Press reports and transcripts of congressional hearings indicated that many prominent Americans believed it too. This strengthened our conviction that USAMRIID, like Biopreparat, hid its real purpose from the world. Some American experts charged that the Central Intelligence Agency, which had operated a secret unit inside Camp Detrick since 1952 to investigate "paramilitary" uses of biological weapons, continued to stockpile and develop those agents after 1969. The CIA of course denied this, but we knew the value of intelligence agency denials.

During our first days in America, we felt it would take all our ingenuity to ferret out the truth.


We flew to Salt Lake City, Utah, on a hundred-seat plane provided by Vice President Dan Quayle's office. The good food and seemingly endless supply of liquor made me recall with chagrin our trouble-plagued flight to Siberia the previous year. On our way from the airport, I stared in wonderment at the well-paved highways, the well-stocked stores, and the luxurious homes where ordinary Americans lived.

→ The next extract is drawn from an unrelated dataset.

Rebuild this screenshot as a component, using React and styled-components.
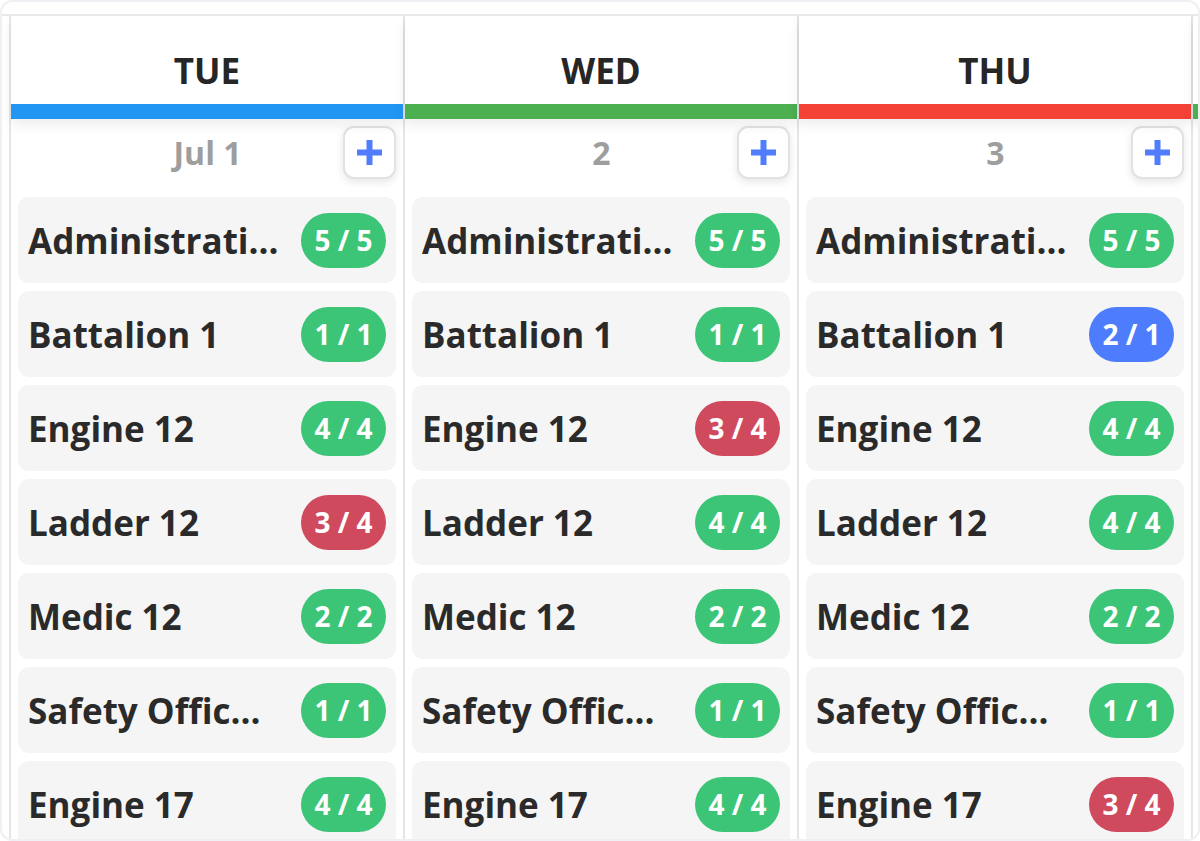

I didn't share my thoughts with other members of our delegation. Sandakchiev had been to the United States before, and he would have laughed at my naivete. There was no point in comparing travel impressions with Urakov, and our Defense Ministry comrades were too absorbed in their mission strategy to sightsee.

Colonel Frank Cox, the commander of Dugway, met us on arrival at the proving ground, eighty miles from the Utah capital. With disarming candor, he went over the history of bacteriological and chemical testing at the site, which opened in 1942. Since 1969, he said, no biological weapons had been developed or tested there.

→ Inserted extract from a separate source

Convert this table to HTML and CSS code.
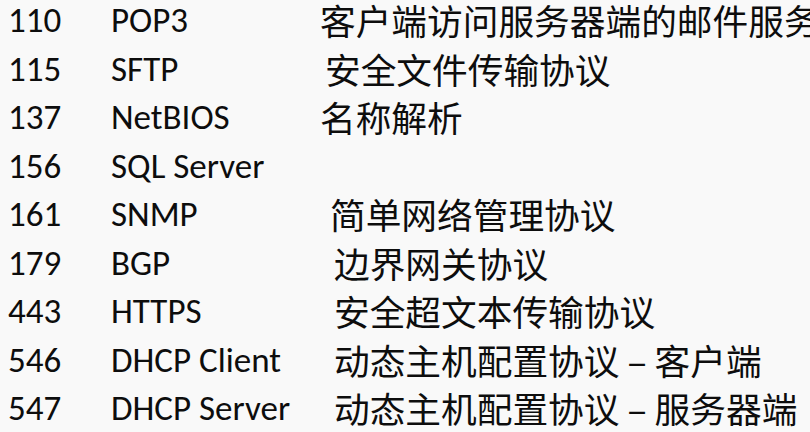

More than six hundred buildings were spread across thousands of acres of desert. Dugway was going to be more challenging than Fort Detrick.

We were taken to a large complex designated as the Life Sciences Lab. It was a compound of ten buildings set against a stark landscape of cactus and tumbleweed, and it immediately set off alarm bells in my mind.

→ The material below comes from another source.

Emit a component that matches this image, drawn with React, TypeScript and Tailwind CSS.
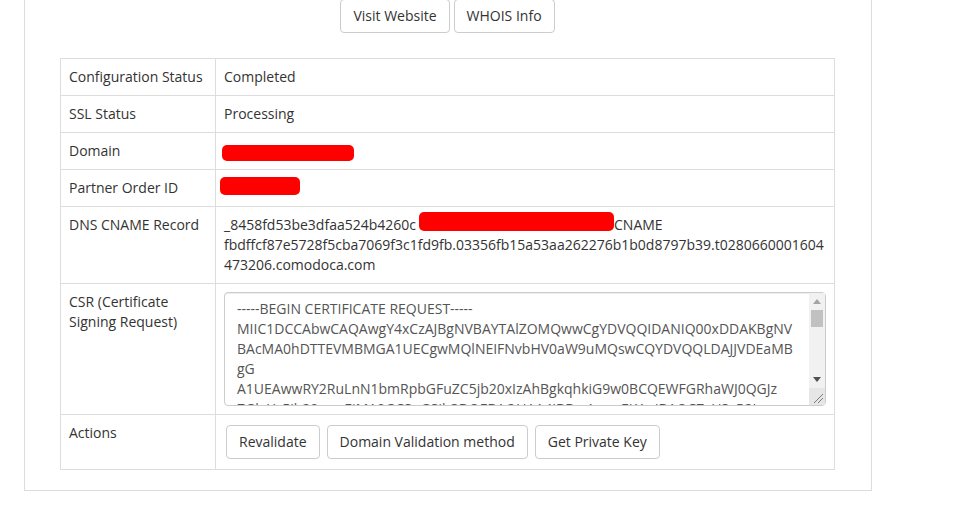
import React from "react";

const csr = `-----BEGIN CERTIFICATE REQUEST-----
MIIC1DCCAbwCAQAwgY4xCzAJBgNVBAYTAlZOMQwwCgYDVQQIDANIQ00xDDAKBgNV
BAcMA0hDTTEVMBMGA1UECgwMQlNEIFNvbHV0aW9uMQswCQYDVQQLDAJJVDEaMB
gG
A1UEAwwRY2RuLnN1bmRpbGFuZC5jb20xIzAhBgkqhkiG9w0BCQEWFGRhaWJ0QGJz
ZGluYy5jb20wggEiMA0GCSqGSIb3DQEBAQUAA4IBDwAwggEKAoIBAQC7vU3zR2Lq
kF9xW0mJb8tQ3eHcYp1sN4aVdR6uLgZo2TfXiKw5Ey7BnMhCjPqSv0UlDrAsOG8e
-----END CERTIFICATE REQUEST-----`;

function Btn({ children }: { children: React.ReactNode }) {
  return (
    <button
      type="button"
      className="shrink-0 whitespace-nowrap rounded-[4px] border border-[#ccc] bg-white px-3 py-[6px] text-[14px] leading-[20px] text-[#333]"
    >
      {children}
    </button>
  );
}

const td = "border border-[#ddd] p-2 align-top";

function FakeScrollbar() {
  return (
    <div className="pointer-events-none absolute bottom-[1px] right-[1px] top-[1px] flex w-[16px] flex-col bg-[#f1f1f1]">
      <div className="flex h-[17px] items-center justify-center">
        <svg width="8" height="5" viewBox="0 0 8 5">
          <path d="M0 5 L4 0 L8 5 Z" fill="#a3a3a3" />
        </svg>
      </div>
      <div className="flex-1 px-[2px]">
        <div className="h-[17px] w-full bg-[#c1c1c1]" />
      </div>
      <div className="flex h-[17px] items-center justify-center">
        <svg width="8" height="5" viewBox="0 0 8 5">
          <path d="M0 0 L8 0 L4 5 Z" fill="#505050" />
        </svg>
      </div>
      <div className="relative h-[17px] bg-[#e6e6e6]">
        <svg className="absolute bottom-0 right-0" width="17" height="17" viewBox="0 0 17 17">
          <path d="M6 15 L15 6" stroke="#7a7a7a" strokeWidth="1" />
          <path d="M10 15 L15 10" stroke="#7a7a7a" strokeWidth="1" />
        </svg>
      </div>
    </div>
  );
}

export default function App() {
  return (
    <div className="min-h-[524px] overflow-hidden bg-white font-['Open_Sans',sans-serif] text-[14px] leading-[20px] text-[#333]">
      <div className="ml-[24px] w-[848px] border-x border-b border-[#ddd] pl-[35px] pr-[36px] pb-[20px]">
        <div className="-mt-px flex justify-center gap-[4px]">
          <Btn>Visit Website</Btn>
          <Btn>WHOIS Info</Btn>
        </div>
        <table className="mt-[25px] w-full table-fixed border-collapse">
          <colgroup>
            <col className="w-[155px]" />
            <col />
          </colgroup>
          <tbody>
            <tr>
              <td className={td}>Configuration Status</td>
              <td className={td}>Completed</td>
            </tr>
            <tr>
              <td className={td}>SSL Status</td>
              <td className={td}>Processing</td>
            </tr>
            <tr>
              <td className={td}>Domain</td>
              <td className={td}>
                <div className="-ml-[2px] mt-[4px] h-[16px] w-[132px] rounded-[5px] bg-[#ff0000]" />
              </td>
            </tr>
            <tr>
              <td className={td}>Partner Order ID</td>
              <td className={td}>
                <div className="-ml-[4px] -mt-px mb-[3px] h-[18px] w-[80px] rounded-[5px] bg-[#ff0000]" />
              </td>
            </tr>
            <tr>
              <td className={td}>DNS CNAME Record</td>
              <td className={`${td} break-words`}>
                _8458fd53be3dfaa524b4260c
                <span className="-mt-[5px] ml-[3px] inline-block h-[19px] w-[195px] rounded-[5px] bg-[#ff0000] align-[-1px]" />
                CNAME fbdffcf87e5728f5cba7069f3c1fd9fb.03356fb15a53aa262276b1b0d8797b39.t0280660001604473206.comodoca.com
              </td>
            </tr>
            <tr>
              <td className={td}>CSR (Certificate Signing Request)</td>
              <td className={td}>
                <div className="relative">
                  <textarea
                    readOnly
                    wrap="off"
                    defaultValue={csr}
                    className="block h-[114px] w-full resize-none overflow-hidden whitespace-pre rounded-[4px] border border-[#ccc] bg-white py-[6px] pl-3 pr-[29px] font-['Open_Sans',sans-serif] text-[14px] leading-[20px] text-[#555] shadow-[inset_0_1px_1px_rgba(0,0,0,0.075)] outline-none"
                  />
                  <FakeScrollbar />
                </div>
              </td>
            </tr>
            <tr>
              <td className={td}>Actions</td>
              <td className={td}>
                <div className="flex gap-[7px] py-[2px] pl-[2px]">
                  <Btn>Revalidate</Btn>
                  <Btn>Domain Validation method</Btn>
                  <Btn>Get Private Key</Btn>
                </div>
              </td>
            </tr>
          </tbody>
        </table>
      </div>
    </div>
  );
}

The configuration of the structures matched a part of our Stepnogorsk compound. There were sheds for disinfecting equipment and vehicles for transporting animals, and inside some of the buildings I could see tiny rooms similar to those we used in our sanitary passageways for donning protective suits. The largest building looked like a testing facility and, nearby, were distinctive structures with thick walls and loosely fitted roofs — a telltale sign that they had been used to store explosives. In other buildings at the complex, we saw rooms with equipment similar to that which we used to conduct animal autopsies.

But there were no animals, no cages, not even the footprint of experimental weapons activity. The door fittings on many buildings were rusty and creaked when opened. In some, paint was flaking off the walls. The dozen or so lab technicians who worked at the compound seemed lost inside the vast interiors.

Cox's assistants told us the facility was used to test simulants of biological weapons. The main mission, we were informed, was to explore methods of protecting troops and military equipment from biological and chemical attack. They showed us a lab earmarked for the development of devices to detect the presence of biological agents in the air.